A proposito del modo, va registrato l’orientamento espresso da Juncker di recente. Per il Presidente della Commissione non è più il momento di ampliare ulteriormente le competenze dell’Unione: «Non dobbiamo intrometterci nella vita dei cittadini europei regolandone ogni aspetto. Dobbiamo essere grandi sulle grandi questioni. Non dobbiamo irrompere con un fiume di nuove iniziative né cercare di appropriarci di altre competenze. Dobbiamo anzi restituire competenze agli Stati membri quando ha senso farlo» (Juncker, Discorso sullo stato dell’Unione, 2017). Più che un passo indietro della UE ci sembra un passo avanti verso un modello in cui l’unità di visione generale e la pluralità delle realtà presenti al suo interno possano coesistere e non essere in competizione. Non serve un’Unione che replichi su una scala maggiore gli Stati nazionali, ma un’istituzione capace di realizzare quanto non potrebbe essere fatto dai singoli Paesi. Si tratta di costruire una realtà che sappia fare della cooperazione il suo asse principale, che scopra i modi per portare avanti un lavoro più simile a quello che si realizza nelle reti partecipate che a quello delle organizzazioni internazionali.

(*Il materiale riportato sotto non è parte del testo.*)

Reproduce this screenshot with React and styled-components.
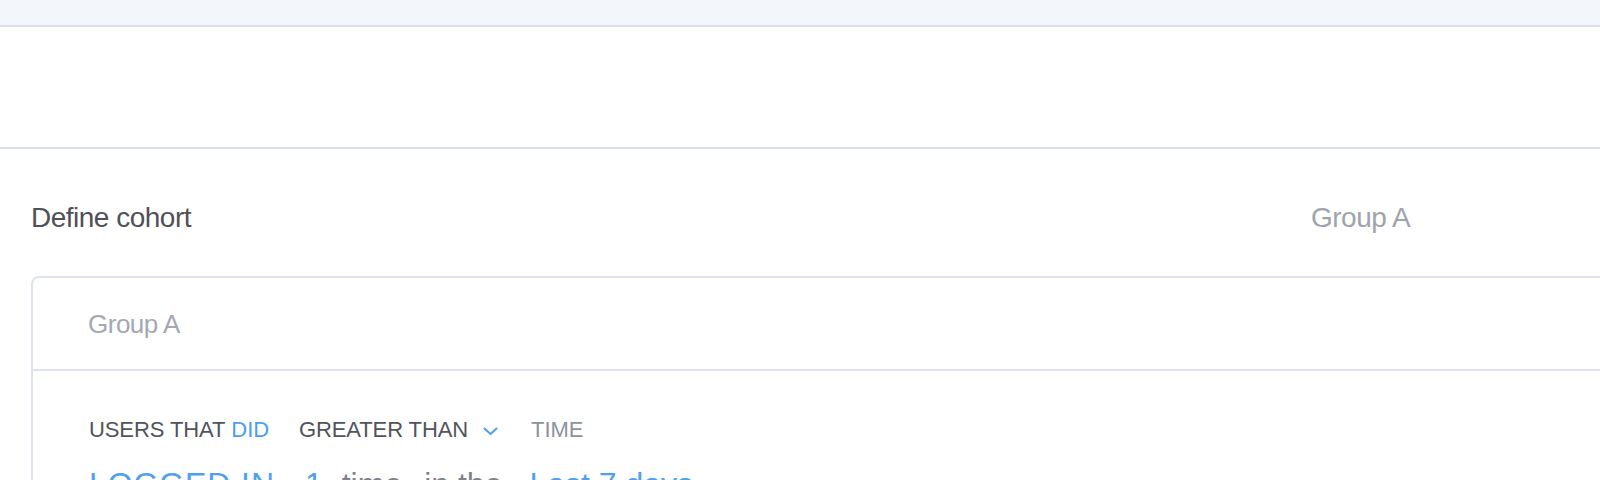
import React from 'react';
import styled, { createGlobalStyle } from 'styled-components';

const GlobalStyle = createGlobalStyle`
  html, body {
    margin: 0;
    padding: 0;
    height: 100%;
    overflow: hidden;
    background: #fff;
    font-family: "Liberation Sans", Arial, Helvetica, sans-serif;
  }
`;

const TopBar = styled.div`
  height: 25px;
  background-color: #f3f6fa;
  border-bottom: 2px solid #d9deea;
`;

const Banner = styled.div`
  height: 120px;
  border-bottom: 2px solid #dadfec;
`;

const Content = styled.div`
  padding: 53px 0 0 31px;
`;

const TitleRow = styled.div`
  display: grid;
  grid-template-columns: 1fr 289px;
  align-items: center;
  font-size: 28px;
  line-height: 32px;
  letter-spacing: -0.5px;
  .title {
    color: #505057;
  }
  .group {
    color: #9ea3ae;
  }
`;

const Card = styled.div`
  margin-top: 42px;
  border: 2px solid #dfe3ee;
  border-right: none;
  border-bottom: none;
  border-radius: 8px 0 0 0;
  min-height: 400px;
`;

const CardHeader = styled.div`
  height: 91px;
  display: flex;
  align-items: center;
  padding-left: 55px;
  border-bottom: 2px solid #dfe3ee;
  font-size: 26px;
  line-height: 30px;
  letter-spacing: -0.5px;
  color: #a4a8b2;
`;

const CardBody = styled.div`
  padding: 46px 0 0 56px;
`;

const RuleRow = styled.div`
  display: flex;
  align-items: center;
  font-size: 22px;
  line-height: 26px;
  letter-spacing: -0.1px;
  text-transform: uppercase;
`;

const Label = styled.span`
  margin-left: ${(p) => p.$gap || 0}px;
  color: ${(p) => (p.$muted ? '#8d929c' : '#50545d')};
  display: inline-flex;
  align-items: center;
  .hl {
    color: #4a9ff0;
  }
`;

const Chevron = styled.svg`
  margin-left: 15px;
  margin-top: 2px;
  width: 15px;
  height: 9px;
`;

const SentenceRow = styled.div`
  display: flex;
  margin-top: 22px;
  font-size: 32px;
  line-height: 38px;
`;

const Token = styled.span`
  margin-left: ${(p) => p.$gap || 0}px;
  letter-spacing: ${(p) => p.$spread || 0}px;
  color: ${(p) => (p.$blue ? '#519fee' : '#7f838c')};
`;

const App = () => (
  <>
    <GlobalStyle />
    <TopBar />
    <Banner />
    <Content>
      <TitleRow>
        <span className="title">Define cohort</span>
        <span className="group">Group A</span>
      </TitleRow>
      <Card>
        <CardHeader>Group A</CardHeader>
        <CardBody>
          <RuleRow>
            <Label>
              Users that&nbsp;<span className="hl">did</span>
            </Label>
            <Label $gap={30}>
              Greater than
              <Chevron viewBox="0 0 15 9">
                <polyline
                  points="1.5,1.5 7.5,7 13.5,1.5"
                  fill="none"
                  stroke="#4a9ff0"
                  strokeWidth="2"
                  strokeLinecap="round"
                  strokeLinejoin="round"
                />
              </Chevron>
            </Label>
            <Label $gap={33} $muted>
              Time
            </Label>
          </RuleRow>
          <SentenceRow>
            <Token $blue $spread={0.9}>LOGGED IN</Token>
            <Token $blue $gap={30}>1</Token>
            <Token $gap={19}>time</Token>
            <Token $gap={22}>in the</Token>
            <Token $blue $gap={27}>Last 7 days</Token>
          </SentenceRow>
        </CardBody>
      </Card>
    </Content>
  </>
);

export default App;
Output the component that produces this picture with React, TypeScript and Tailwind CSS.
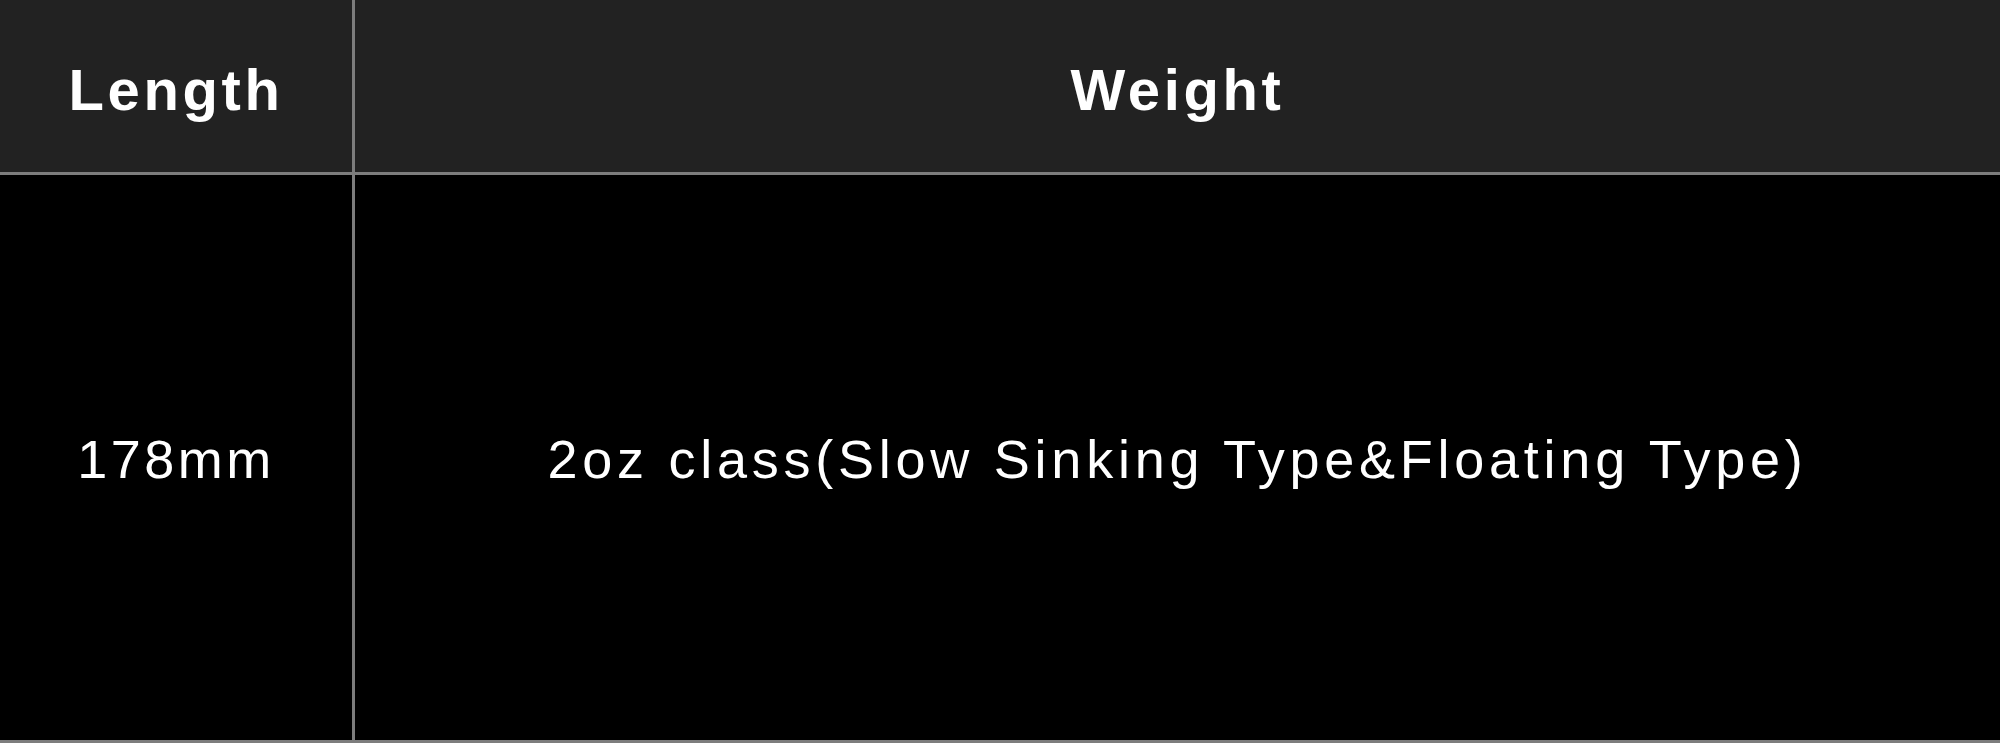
import React from 'react';

const specs = [{ length: '178mm', weight: '2oz class(Slow Sinking Type&Floating Type)' }];

const App = () => {
  return (
    <div className="w-[2000px] h-[743px] bg-black font-['Liberation_Sans',Arial,sans-serif] text-white">
      <div className="grid grid-cols-[355px_1fr]">
        {/* Header */}
        <div className="h-[175px] pt-[8px] bg-[#222222] border-b-[3px] border-r-[3px] border-[#7d7d7d] flex items-center justify-center">
          <span className="text-[58px] font-bold tracking-[3.6px] leading-none">Length</span>
        </div>
        <div className="h-[175px] pt-[8px] bg-[#222222] border-b-[3px] border-[#7d7d7d] flex items-center justify-center">
          <span className="text-[58px] font-bold tracking-[3.6px] leading-none">Weight</span>
        </div>

        {/* Rows */}
        {specs.map((row) => (
          <React.Fragment key={row.length}>
            <div className="h-[568px] pt-[2px] bg-black border-b-[3px] border-r-[3px] border-[#7d7d7d] flex items-center justify-center">
              <span className="text-[54px] tracking-[3.5px] leading-none">{row.length}</span>
            </div>
            <div className="h-[568px] pt-[2px] bg-black border-b-[3px] border-[#7d7d7d] flex items-center justify-center">
              <span className="text-[54px] tracking-[4.75px] leading-none">{row.weight}</span>
            </div>
          </React.Fragment>
        ))}
      </div>
    </div>
  );
};

export default App;
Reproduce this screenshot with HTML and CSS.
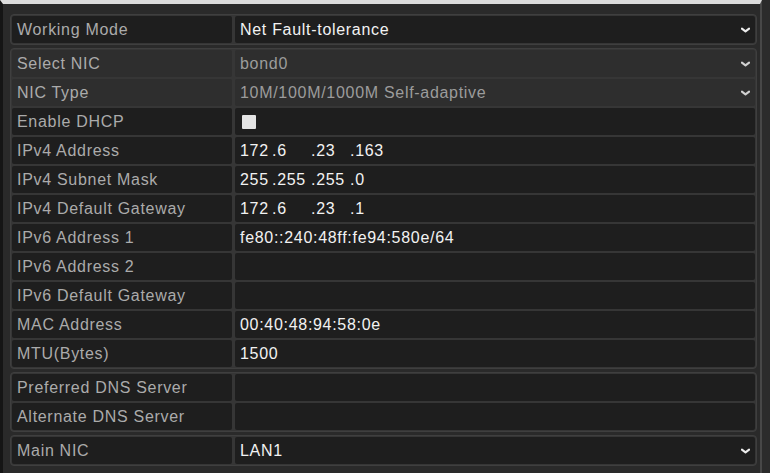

Perché questa collaborazione possa davvero funzionare è capitale che la rappresentazione dell’Europa come contrapposizione “noi-loro” alimentata dai sovranismi venga meno. Il più grande cantiere europeo è la presa di coscienza che da oltre sessant’anni la partecipazione alle istituzioni europee sta costruendo un’identità europea, un “noi” costituito dall’insieme dei cittadini degli Stati membri della UE. Non si tratta di una realtà identitaria monolitica, che si sostituisce a quella nazionale, bensì composita e complementare, perché i tratti culturali presenti in ogni Paese non possono e non devono sparire, e per questo capace di tenere insieme e articolare il piano europeo e nazionale, senza metterli in competizione tra loro. La presa di coscienza che questo “noi” è già un dato di realtà, non una minaccia ma un’opportunità, è il sogno su cui lavorare oggi, soprattutto sul piano culturale ed educativo, o meglio è il sonno da cui svegliarci per prendere atto di qualcosa che già viviamo e che non può portare appieno i suoi frutti finché è negato.